**Task brief**
Copy from the first line below down to and including the line with "const progress = 84;". Skip the pictures.
--- begin Data section ---
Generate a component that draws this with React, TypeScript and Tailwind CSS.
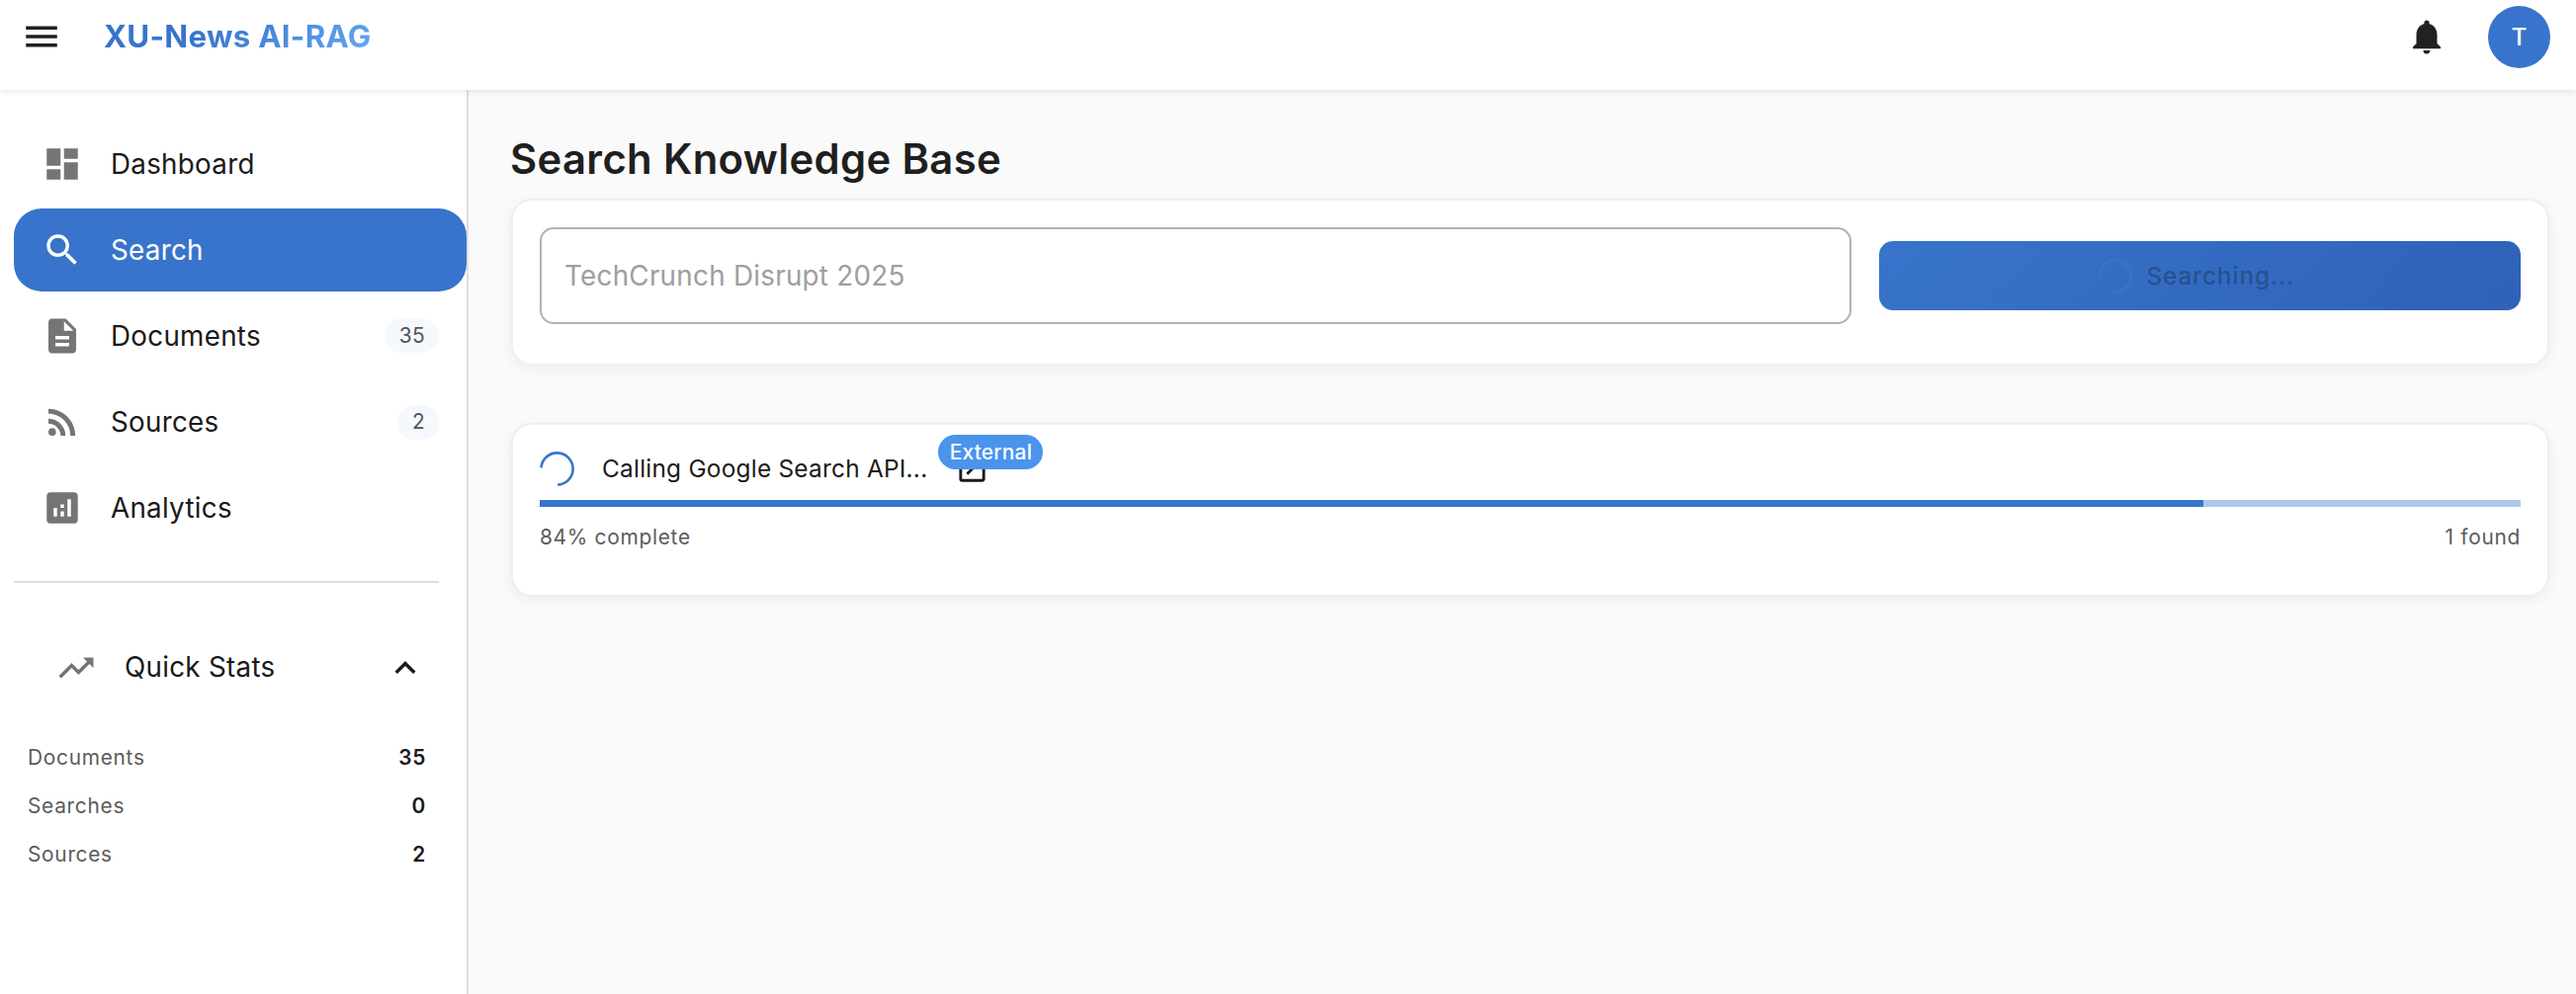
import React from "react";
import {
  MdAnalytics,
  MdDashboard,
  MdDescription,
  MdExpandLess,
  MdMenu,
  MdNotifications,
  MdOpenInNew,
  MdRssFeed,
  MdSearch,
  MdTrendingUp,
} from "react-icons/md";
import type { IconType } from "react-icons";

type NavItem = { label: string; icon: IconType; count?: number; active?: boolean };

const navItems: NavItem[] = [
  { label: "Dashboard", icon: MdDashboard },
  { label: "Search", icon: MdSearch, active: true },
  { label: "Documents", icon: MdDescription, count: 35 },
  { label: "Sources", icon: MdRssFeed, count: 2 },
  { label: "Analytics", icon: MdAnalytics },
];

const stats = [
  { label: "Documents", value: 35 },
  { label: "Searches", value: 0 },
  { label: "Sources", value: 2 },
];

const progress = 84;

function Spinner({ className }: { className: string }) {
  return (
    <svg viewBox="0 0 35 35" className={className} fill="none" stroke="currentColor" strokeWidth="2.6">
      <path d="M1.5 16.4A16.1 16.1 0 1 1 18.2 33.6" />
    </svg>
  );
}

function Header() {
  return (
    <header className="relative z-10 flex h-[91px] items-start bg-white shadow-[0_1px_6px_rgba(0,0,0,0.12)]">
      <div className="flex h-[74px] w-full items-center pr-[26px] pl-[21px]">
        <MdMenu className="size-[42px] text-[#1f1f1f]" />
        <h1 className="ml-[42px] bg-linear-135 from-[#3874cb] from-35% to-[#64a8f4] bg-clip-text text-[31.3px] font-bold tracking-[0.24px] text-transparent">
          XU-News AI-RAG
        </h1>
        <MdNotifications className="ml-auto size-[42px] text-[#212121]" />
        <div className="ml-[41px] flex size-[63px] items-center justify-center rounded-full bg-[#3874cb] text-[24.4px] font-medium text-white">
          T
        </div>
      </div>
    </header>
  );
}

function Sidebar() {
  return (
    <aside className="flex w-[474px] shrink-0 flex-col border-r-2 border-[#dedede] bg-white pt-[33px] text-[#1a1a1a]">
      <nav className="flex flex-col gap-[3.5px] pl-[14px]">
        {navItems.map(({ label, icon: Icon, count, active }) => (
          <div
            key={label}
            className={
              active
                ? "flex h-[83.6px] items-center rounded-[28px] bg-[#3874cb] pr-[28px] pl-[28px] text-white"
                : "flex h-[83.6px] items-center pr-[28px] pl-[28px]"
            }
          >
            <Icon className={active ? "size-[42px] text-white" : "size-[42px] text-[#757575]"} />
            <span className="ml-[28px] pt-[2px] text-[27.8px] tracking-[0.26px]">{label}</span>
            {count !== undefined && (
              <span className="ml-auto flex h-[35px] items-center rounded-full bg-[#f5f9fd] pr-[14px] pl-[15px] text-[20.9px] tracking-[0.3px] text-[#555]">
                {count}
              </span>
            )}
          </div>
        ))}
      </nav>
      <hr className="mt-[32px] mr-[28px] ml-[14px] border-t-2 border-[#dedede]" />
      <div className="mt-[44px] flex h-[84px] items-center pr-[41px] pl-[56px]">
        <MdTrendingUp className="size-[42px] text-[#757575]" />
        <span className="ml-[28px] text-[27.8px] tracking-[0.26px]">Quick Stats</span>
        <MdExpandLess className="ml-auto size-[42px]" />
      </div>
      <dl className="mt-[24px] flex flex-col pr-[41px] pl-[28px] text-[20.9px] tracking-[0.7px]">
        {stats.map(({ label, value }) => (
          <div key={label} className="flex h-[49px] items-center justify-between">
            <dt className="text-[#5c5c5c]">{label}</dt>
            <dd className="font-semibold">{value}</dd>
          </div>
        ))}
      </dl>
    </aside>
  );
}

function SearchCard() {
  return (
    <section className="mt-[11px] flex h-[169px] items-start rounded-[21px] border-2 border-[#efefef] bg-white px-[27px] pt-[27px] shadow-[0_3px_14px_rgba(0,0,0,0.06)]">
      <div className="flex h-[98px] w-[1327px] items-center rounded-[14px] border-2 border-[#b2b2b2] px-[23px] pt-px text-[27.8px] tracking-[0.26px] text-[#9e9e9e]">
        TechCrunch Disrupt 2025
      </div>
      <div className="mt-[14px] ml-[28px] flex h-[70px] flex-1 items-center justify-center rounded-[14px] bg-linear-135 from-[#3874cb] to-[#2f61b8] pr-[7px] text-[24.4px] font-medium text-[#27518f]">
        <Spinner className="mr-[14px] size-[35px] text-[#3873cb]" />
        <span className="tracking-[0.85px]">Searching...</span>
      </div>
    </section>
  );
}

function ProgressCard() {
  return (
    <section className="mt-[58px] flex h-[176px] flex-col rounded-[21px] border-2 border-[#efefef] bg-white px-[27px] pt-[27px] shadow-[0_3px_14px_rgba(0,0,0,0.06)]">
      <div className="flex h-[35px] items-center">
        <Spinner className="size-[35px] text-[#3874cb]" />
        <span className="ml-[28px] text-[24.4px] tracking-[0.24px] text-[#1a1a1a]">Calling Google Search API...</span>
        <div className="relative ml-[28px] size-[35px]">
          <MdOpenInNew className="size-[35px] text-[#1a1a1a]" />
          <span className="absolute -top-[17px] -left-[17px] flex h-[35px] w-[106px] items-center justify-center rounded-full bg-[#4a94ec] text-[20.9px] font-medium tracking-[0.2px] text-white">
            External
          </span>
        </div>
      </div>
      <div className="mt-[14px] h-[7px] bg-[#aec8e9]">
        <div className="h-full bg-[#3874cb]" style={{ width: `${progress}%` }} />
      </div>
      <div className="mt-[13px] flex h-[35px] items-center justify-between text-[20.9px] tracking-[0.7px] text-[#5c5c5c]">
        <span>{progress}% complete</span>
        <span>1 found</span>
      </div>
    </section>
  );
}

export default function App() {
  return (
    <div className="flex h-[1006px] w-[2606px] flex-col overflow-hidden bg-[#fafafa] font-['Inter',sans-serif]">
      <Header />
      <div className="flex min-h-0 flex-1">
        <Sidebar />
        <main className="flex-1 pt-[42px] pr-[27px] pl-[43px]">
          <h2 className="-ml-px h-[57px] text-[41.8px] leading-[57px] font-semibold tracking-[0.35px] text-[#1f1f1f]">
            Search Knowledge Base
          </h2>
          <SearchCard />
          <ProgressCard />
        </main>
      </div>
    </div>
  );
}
--- end Data section ---
**Written answer**
Generate a component that draws this with React, TypeScript and Tailwind CSS.
import React from "react";
import {
  MdAnalytics,
  MdDashboard,
  MdDescription,
  MdExpandLess,
  MdMenu,
  MdNotifications,
  MdOpenInNew,
  MdRssFeed,
  MdSearch,
  MdTrendingUp,
} from "react-icons/md";
import type { IconType } from "react-icons";

type NavItem = { label: string; icon: IconType; count?: number; active?: boolean };

const navItems: NavItem[] = [
  { label: "Dashboard", icon: MdDashboard },
  { label: "Search", icon: MdSearch, active: true },
  { label: "Documents", icon: MdDescription, count: 35 },
  { label: "Sources", icon: MdRssFeed, count: 2 },
  { label: "Analytics", icon: MdAnalytics },
];

const stats = [
  { label: "Documents", value: 35 },
  { label: "Searches", value: 0 },
  { label: "Sources", value: 2 },
];

const progress = 84;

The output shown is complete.